05. Assignment 7 — Retrieval-First RAG Baseline¶
Week 7. Build the retrieval layer properly before building a fancy chatbot.
Required reading first:
02_explainer.mdchapters 2-5. If you cannot explain chunking, embeddings, retrieval metrics, and the pipeline failure modes from explainer §2.1-§5.6, you are not ready to ship this hands_on_lab.
Goal¶
Build a small but defensible RAG baseline over a corpus you choose. You must demonstrate: - document ingestion, - chunking, - embedding, - vector retrieval, - at least one reranking or retrieval-improvement experiment, - and retrieval evaluation on a gold set.
Constraints¶
- You may use pgvector, Qdrant, FAISS, Chroma, or a simple in-memory baseline.
- Do not hide the retrieval logic behind a single framework call without understanding it.
- Keep the corpus small enough to iterate quickly: roughly 100-1000 documents.
- Build the eval harness before polishing UI.
Suggested corpora¶
- Product docs from an open-source tool you actually care about
- Your own notes, blog posts, or markdown docs
- Wikipedia pages inside one narrow topic
- A mini support-doc corpus with FAQs and policies
Required architecture¶
documents
↓
chunker
↓
embeddings
↓
vector index
↓
user query
↓
query embedding
↓
retrieve top-k
↓
(optional) rerank
↓
answer with citations / abstain
Required deliverables¶
ingest.pyor notebook — load docs, chunk, embed, indexsearch.py— query → top-k retrieval with similarity scoreseval.py— retrieval metrics on a gold setgold_set.json— at least 20 query-to-relevant-chunk mappingsREADME.md— corpus, chunk strategy, embedding model, metrics, failures, next steps
Minimum experiments¶
| Experiment | What to compare | Metric |
|---|---|---|
| Chunk size | 256 vs 512 vs 768 tokens | recall@5 / recall@10 |
| Overlap | 0 vs 50 vs 100 tokens | recall@10 + failure notes |
| Retrieval depth | k = 3 vs 5 vs 10 | recall and noise |
| Optional reranker | off vs on | MRR / NDCG |
Run at least two of these.
Success criteria¶
- Gold set with at least 20 queries
- recall@10 reported clearly
- At least one ranking-sensitive metric reported: MRR or NDCG
- One concrete failure analysis section in the README
- One honest statement about what the system still cannot do
What to document in the README¶
- Why you chose the corpus
- Why you chose the chunking strategy (link to explainer §2.2-§2.5)

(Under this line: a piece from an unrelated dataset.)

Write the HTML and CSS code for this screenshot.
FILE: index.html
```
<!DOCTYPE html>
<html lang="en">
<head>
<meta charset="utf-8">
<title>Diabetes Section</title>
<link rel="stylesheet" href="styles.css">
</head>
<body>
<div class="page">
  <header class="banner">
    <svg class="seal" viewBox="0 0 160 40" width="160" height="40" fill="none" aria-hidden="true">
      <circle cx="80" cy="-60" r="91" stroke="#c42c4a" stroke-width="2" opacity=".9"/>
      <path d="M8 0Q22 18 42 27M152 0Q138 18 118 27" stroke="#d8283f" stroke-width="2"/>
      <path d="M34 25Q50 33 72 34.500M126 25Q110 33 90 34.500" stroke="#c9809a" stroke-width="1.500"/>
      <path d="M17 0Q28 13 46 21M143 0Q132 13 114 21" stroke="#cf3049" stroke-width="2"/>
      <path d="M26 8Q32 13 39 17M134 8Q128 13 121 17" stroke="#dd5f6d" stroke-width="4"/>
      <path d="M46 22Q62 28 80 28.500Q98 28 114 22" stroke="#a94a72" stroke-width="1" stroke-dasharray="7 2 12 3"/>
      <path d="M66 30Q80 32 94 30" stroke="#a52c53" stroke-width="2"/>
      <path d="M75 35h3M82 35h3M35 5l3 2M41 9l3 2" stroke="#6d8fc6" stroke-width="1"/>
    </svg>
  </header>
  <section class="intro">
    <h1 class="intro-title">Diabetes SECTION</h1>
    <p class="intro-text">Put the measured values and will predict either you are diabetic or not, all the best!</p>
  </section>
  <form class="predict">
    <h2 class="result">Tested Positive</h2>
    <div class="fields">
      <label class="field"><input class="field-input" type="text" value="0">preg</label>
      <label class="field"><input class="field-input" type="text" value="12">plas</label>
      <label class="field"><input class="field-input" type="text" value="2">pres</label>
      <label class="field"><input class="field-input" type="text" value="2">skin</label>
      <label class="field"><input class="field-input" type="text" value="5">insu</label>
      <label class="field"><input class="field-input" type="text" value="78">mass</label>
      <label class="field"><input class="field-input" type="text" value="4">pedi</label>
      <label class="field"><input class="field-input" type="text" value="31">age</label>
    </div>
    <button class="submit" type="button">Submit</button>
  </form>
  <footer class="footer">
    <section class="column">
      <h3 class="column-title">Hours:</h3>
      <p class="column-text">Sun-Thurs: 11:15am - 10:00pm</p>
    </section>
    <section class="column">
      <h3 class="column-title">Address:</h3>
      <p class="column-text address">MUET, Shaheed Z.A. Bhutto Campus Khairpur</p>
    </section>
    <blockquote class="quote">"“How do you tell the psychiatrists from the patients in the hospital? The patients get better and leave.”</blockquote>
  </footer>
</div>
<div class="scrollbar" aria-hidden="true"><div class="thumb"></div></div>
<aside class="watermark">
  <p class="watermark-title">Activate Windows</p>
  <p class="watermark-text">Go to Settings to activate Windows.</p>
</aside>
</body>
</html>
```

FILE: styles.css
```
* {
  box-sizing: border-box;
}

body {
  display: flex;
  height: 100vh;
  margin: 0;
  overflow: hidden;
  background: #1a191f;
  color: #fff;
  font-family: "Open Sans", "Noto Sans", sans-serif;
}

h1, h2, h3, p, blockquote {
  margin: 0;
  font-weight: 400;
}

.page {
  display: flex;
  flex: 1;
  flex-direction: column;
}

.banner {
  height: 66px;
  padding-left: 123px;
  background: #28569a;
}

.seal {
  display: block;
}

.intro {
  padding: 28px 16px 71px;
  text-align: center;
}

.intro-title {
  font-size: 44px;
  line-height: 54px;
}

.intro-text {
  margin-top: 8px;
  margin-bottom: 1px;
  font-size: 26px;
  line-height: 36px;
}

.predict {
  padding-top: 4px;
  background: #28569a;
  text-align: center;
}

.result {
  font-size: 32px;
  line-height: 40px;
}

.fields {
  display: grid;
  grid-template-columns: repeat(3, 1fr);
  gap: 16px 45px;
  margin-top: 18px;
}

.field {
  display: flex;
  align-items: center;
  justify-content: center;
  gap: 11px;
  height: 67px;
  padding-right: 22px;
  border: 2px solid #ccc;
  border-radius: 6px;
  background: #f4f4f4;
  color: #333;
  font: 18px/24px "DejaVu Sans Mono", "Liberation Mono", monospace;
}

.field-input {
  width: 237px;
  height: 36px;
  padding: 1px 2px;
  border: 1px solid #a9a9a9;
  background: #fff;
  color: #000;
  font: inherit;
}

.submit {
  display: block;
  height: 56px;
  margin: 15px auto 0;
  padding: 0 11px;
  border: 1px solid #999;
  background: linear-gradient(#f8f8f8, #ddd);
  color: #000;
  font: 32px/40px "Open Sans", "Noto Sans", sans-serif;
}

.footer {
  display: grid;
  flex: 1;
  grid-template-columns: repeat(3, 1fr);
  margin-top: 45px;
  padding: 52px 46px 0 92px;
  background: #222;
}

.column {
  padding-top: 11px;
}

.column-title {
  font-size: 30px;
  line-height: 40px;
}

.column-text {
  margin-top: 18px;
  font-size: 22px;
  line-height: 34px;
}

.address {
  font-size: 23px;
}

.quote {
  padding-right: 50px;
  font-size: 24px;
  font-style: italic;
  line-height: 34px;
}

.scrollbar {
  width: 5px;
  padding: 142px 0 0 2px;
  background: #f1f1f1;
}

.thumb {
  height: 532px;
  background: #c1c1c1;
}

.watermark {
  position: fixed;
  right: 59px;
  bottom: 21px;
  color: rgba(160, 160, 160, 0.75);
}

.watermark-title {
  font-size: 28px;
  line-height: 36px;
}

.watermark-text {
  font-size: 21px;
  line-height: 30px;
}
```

- Why you chose the embedding model (link to explainer §3.4)
- Top failure modes by category
- What you would add in Week 8: query rewriting, HyDE, guardrails, or agentic routing
Common pitfalls¶
- Chunking by raw character count without checking semantic boundaries (explainer §2.4)

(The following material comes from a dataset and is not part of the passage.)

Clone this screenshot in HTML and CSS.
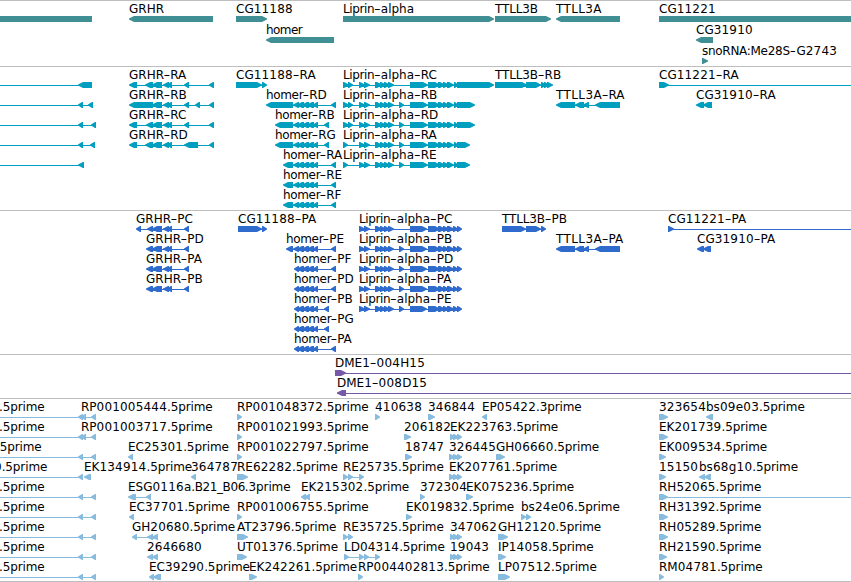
FILE: index.html
```html
<!DOCTYPE html>
<html lang="en">
<head>
<meta charset="utf-8">
<title>Genome browser tracks</title>
<link rel="stylesheet" href="styles.css">
</head>
<body>
<main class="browser" id="browser"></main>
<script src="tracks.js"></script>
</body>
</html>
```
FILE: styles.css
```css
body {
  margin: 0;
  background: #fff;
}

.browser {
  display: flex;
  flex-direction: column;
  width: 851px;
  height: 582px;
  box-sizing: border-box;
  border-bottom: 1px solid #bebebe;
  overflow: hidden;
}

.track {
  display: flex;
  flex-direction: column;
  flex: none;
  box-sizing: border-box;
  padding: 2px 0 1px;
  border-top: 1px solid #bebebe;
}

.row {
  display: block;
  flex: none;
  width: 851px;
  height: 20px;
  overflow: visible;
}

.gene { padding-bottom: 0; color: #3f8f94; }
.gene .row { height: 21px; }
.transcript { color: #009fc0; }
.protein { color: #2f6bcd; }
.clone { color: #7558a8; }
.est { padding-bottom: 0; color: #87bcde; }

.shape { fill: currentColor; }

.label {
  font: 12px "DejaVu Sans", sans-serif;
  fill: #000;
}
```
FILE: tracks.js
```js
// Feature: [label, labelX, strand, exons, lineStart, lineEnd]
// strand: "+" points right, "-" points left, "=" plain block.
const cluster = ' 293-299 297-304 302-309 307-314 313-318 ';
const lipStart = '359-365 364-370 375-382 380-386 384-390 388-394 ';
const lipMid = '410-428 428-440 438-445 443-449 447-454 454-458 ';
const lip = (id, first, extra, end) =>
  ['Liprin-alpha-' + id, 343, '+', first + lipStart + extra + lipMid + '457-' + end];
const lipP = (id, extra) =>
  ['Liprin-alpha-' + id, 359, '+', lipStart + extra + '410-427 428-440 438-445 443-449 447-454 453-458 457-462'];
const hom = (id, x, last) => ['homer-' + id, x, '-', x + '-293' + cluster + last];
const homP = (id, last) => ['homer-' + id, 294, '-', '294-299 297-304 302-309 307-314 313-318 ' + last];
const grhrP = id => ['GRHR-' + id, 146, '-', '146-153 152-162 163-169 167-172 184-189'];
const left = exons => ['', 0, '-', exons, 0];
const leftEst = (label, x, exons) => [label, x, '-', exons, 0];
const A = '343-349 348-353 ', B = '343-348 ', C = '399-404 ';
const triple = x => x + '-455 453-459 457-462';

const tracks = [
  ['gene', [
    [['', 0, '=', '0-92'], ['GRHR', 129, '-', '129-213'], ['CG11188', 236, '+', '236-267'],
     ['Liprin-alpha', 343, '+', '343-494'], ['TTLL3B', 495, '+', '495-551'],
     ['TTLL3A', 556, '-', '556-620'], ['CG11221', 659, '=', '659-851']],
    [['homer', 266, '-', '266-334'], ['CG31910', 696, '-', '696-713']],
    [['snoRNA:Me28S-G2743', 702, '+', '702-708']]
  ]],
  ['transcript', [
    [left('78-92'), ['GRHR-RA', 129, '-', '129-137 145-153 152-162 163-169 167-172 184-189 209-214'],
     ['CG11188-RA', 236, '+', '236-262 262-267'], lip('RC', A, '', 494),
     ['TTLL3B-RB', 495, '+', '495-527 526-541 541-546 544-549 547-553'],
     ['CG11221-RA', 659, '+', '659-669', 659, 851]],
    [left('78-83 88-93'), ['GRHR-RB', 129, '-', '129-153 152-162 163-169 167-172 184-189 195-200 209-214'],
     hom('RD', 266, '331-336'), lip('RB', A, C, 475),
     ['TTLL3A-RA', 556, '-', '556-575 575-584 583-589 595-620'],
     ['CG31910-RA', 696, '-', '696-704 703-712']],
    [left('78-83 91-96'), ['GRHR-RC', 129, '-', '129-137 146-153 152-162 163-169 167-172 184-189 209-214'],
     hom('RB', 275, '324-329'), lip('RD', A, C, 475)],
    [left('78-83 90-95'), ['GRHR-RD', 129, '-', '129-137 145-153 152-162 163-169 167-172 184-198 209-214'],
     hom('RG', 275, '324-329'), lip('RA', B, C, 470)],
    [left('78-84'), hom('RA', 283, '331-336'), lip('RE', B, C, 470)],
    [hom('RE', 283, '331-336')],
    [hom('RF', 283, '331-336')]
  ]],
  ['protein', [
    [['GRHR-PC', 136, '-', '136-141 147-153 152-162 163-169 167-172 184-189'],
     ['CG11188-PA', 238, '+', '238-262 262-267'], lipP('PC', ''),
     ['TTLL3B-PB', 502, '+', '502-526 526-541 541-546'],
     ['CG11221-PA', 668, '+', '668-674', 668, 851]],
    [grhrP('PD'), ['homer-PE', 286, '-', '286-293' + cluster + '331-336'], lipP('PB', C),
     ['TTLL3A-PA', 556, '-', '556-575 575-584 583-589 595-620'],
     ['CG31910-PA', 697, '-', '697-704 703-711']],
    [grhrP('PA'), homP('PF', '331-336'), lipP('PD', C)],
    [grhrP('PB'), homP('PD', '331-336'), lipP('PA', C)],
    [homP('PB', '324-329'), lipP('PE', C)],
    [homP('PG', '324-329')],
    [homP('PA', '331-336')]
  ]],
  ['clone', [
    [['DME1-004H15', 335, '+', '335-346', 335, 851]],
    [['DME1-008D15', 337, '-', '337-346', 337, 851]]
  ]],
  ['est', [
    [leftEst('.5prime', -1, '78-83 81-86 91-96'), ['RP001005444.5prime', 81], ['RP001048372.5prime', 237, '+', '237-242'],
     ['410638', 375, '+', '375-380'], ['346844', 428, '+', '428-435'], ['EP05422.3prime', 482, '-', '482-487'],
     ['323654', 659, '+', '659-668'], ['bs09e03.5prime', 706, '-', '706-713']],
    [leftEst('.5prime', -1, '78-83 81-86 91-96'), ['RP001003717.5prime', 81], ['RP001021993.5prime', 237, '+', '237-242'],
     ['206182', 404, '+', '404-411'], ['EK223763.5prime', 450, '+', triple(450)],
     ['EK201739.5prime', 659, '+', '659-668']],
    [leftEst('.5prime', -4, '78-83 91-96'), ['EC25301.5prime', 128, '-', '128-133'], ['RP001022797.5prime', 237, '+', '237-242'],
     ['18747', 405, '+', '405-412'], ['326445', 449, '+', triple(449)],
     ['GH06660.5prime', 496, '+', '496-505'], ['EK009534.5prime', 659, '+', '659-666']],
    [leftEst('0.5prime', -6, '78-83'), ['EK134914.5prime', 84, '-', '84-91'], ['364787', 191, '-', '191-196'],
     ['RE62282.5prime', 237, '+', '237-248'], ['RE25735.5prime', 343, '+', '343-348 348-353 359-364'],
     ['EK207761.5prime', 449, '+', triple(449)], ['15150', 659, '+', '659-666'],
     ['bs68g10.5prime', 699, '-', '699-705 704-711']],
    [leftEst('.5prime', -1, '78-83 91-96'), ['ESG0116a.B21_B06.3prime', 128, '-', '128-136 146-151'],
     ['EK215302.5prime', 301, '-', '301-306 304-310'], ['372304', 420, '+', '420-425'],
     ['EK075236.5prime', 466, '+', '466-473'], ['RH52065.5prime', 659, '+', '659-668', 659, 851]],
    [leftEst('.5prime', -1, '78-83 91-96'), ['EC37701.5prime', 129, '-', '129-134'], ['RP001006755.5prime', 237, '+', '237-242'],
     ['EK019832.5prime', 406, '+', '406-412'], ['bs24e06.5prime', 521, '+', '521-526 526-531'],
     ['RH31392.5prime', 659, '+', '659-668']],
    [leftEst('.5prime', -1, '78-83 91-96'), ['GH20680.5prime', 132, '-', '132-137 147-153 152-158'],
     ['AT23796.5prime', 237, '+', '237-248'], ['RE35725.5prime', 343, '+', '343-348 348-353'],
     ['347062', 450, '+', triple(450)], ['GH12120.5prime', 498, '+', '498-508'],
     ['RH05289.5prime', 659, '+', '659-668']],
    [leftEst('.5prime', -1, '78-83 91-96'), ['2646680', 147, '-', '147-153 152-158'], ['UT01376.5prime', 237, '+', '237-247'],
     ['LD04314.5prime', 344, '+', '344-349 359-364 364-369 375-380'], ['19043', 450, '+', triple(450)],
     ['IP14058.5prime', 498, '+', '498-506'], ['RH21590.5prime', 659, '+', '659-667']],
    [leftEst('.5prime', -1, '78-83 91-96'), ['EC39290.5prime', 149, '-', '149-154 153-161'],
     ['EK242261.5prime', 249, '+', '249-257'], ['RP004402813.5prime', 358, '+', '358-363'],
     ['LP07512.5prime', 498, '+', '498-510'], ['RM04781.5prime', 659, '+', '659-664']]
  ]]
];

// Blocks occupy y 13-19 of a row; the head takes the last few pixels.
function block(a, b, strand) {
  if (strand === '=') return `M${a} 13H${b}V19H${a}Z`;
  const head = Math.min(b - a, 6);
  if (strand === '+') {
    const n = b - head;
    return `M${a} 13H${n + 1}L${b} 15.5V16.5L${n + 1} 19H${a}Z`;
  }
  const n = a + head;
  return `M${b} 13H${n - 1}L${a} 15.5V16.5L${n - 1} 19H${b}Z`;
}

// Set widths of label pieces, in pixels.
const widths = {
  homer: 36.8, Liprin: 31.5, '-': 6.7, TTLL3B: 43, TTLL3A: 45.4,
  'snoRNA:Me28S': 88, '.B21_B06': 54, '.5prime': 45.7, '.3prime': 45.7
};
const pieces = /homer|Liprin|TTLL3[AB]|snoRNA:Me28S|\.B21_B06|\.[35]prime|-|\d{2,}/g;

function labelText(label) {
  return label.replace(pieces, p => {
    const w = widths[p] ?? (p.length * 7.8).toFixed(2);
    const adjust = p === '-' ? ' lengthAdjust="spacingAndGlyphs"' : '';
    return `<tspan textLength="${w}"${adjust}>${p}</tspan>`;
  });
}

function feature([label, x, strand, exons, from, to]) {
  let out = '';
  if (exons) {
    const parts = exons.trim().split(/\s+/).map(e => e.split('-').map(Number));
    if (parts.length > 1 || from !== undefined) {
      const start = from ?? parts[0][0] + 2;
      const end = to ?? parts[parts.length - 1][1] - 2;
      out += `<rect class="shape" x="${start}" y="16" width="${end - start}" height="1"/>`;
    }
    out += `<path class="shape" d="${parts.map(([a, b]) => block(a, b, strand)).join('')}"/>`;
  }
  if (label) out += `<text class="label" x="${x}" y="10">${labelText(label)}</text>`;
  return out;
}

document.getElementById('browser').innerHTML = tracks.map(([kind, rows]) =>
  `<section class="track ${kind}">${rows.map(r =>
    `<svg class="row">${r.map(feature).join('')}</svg>`).join('')}</section>`).join('');
```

- Zero overlap when answers sit at section boundaries (explainer §2.3)
- Evaluating only generation, not retrieval (explainer §5.1)
- Using too-small top-k and blaming the generator (explainer §4.4)
- Forgetting to make the answer abstain when evidence is missing (explainer §4.6)
- Treating a single nice demo as proof that the system works (explainer §5.1)
Stretch goal¶
Add a very small answer step after retrieval. The answer prompt must: - cite source chunks, - quote relevant lines when possible, - and say "I could not find support in the retrieved context" when evidence is missing.
LinkedIn post template¶
"Built a retrieval-first RAG baseline this week.
Corpus: [what you chose] Chunking: [strategy] Embeddings: [model] Best retrieval score: recall@10 = [x], MRR = [y]
Biggest lesson: most RAG failures started before generation.
Next step: Week 8 adds reranking, query rewriting, and guardrails.
Repo: [link]"
Why this hands_on_lab matters¶
Most weak RAG projects jump directly to chatbot polish. Strong candidates debug retrieval first. If the wrong evidence enters the context window, the prettiest prompt in the world cannot save you. That is the entire point of this week.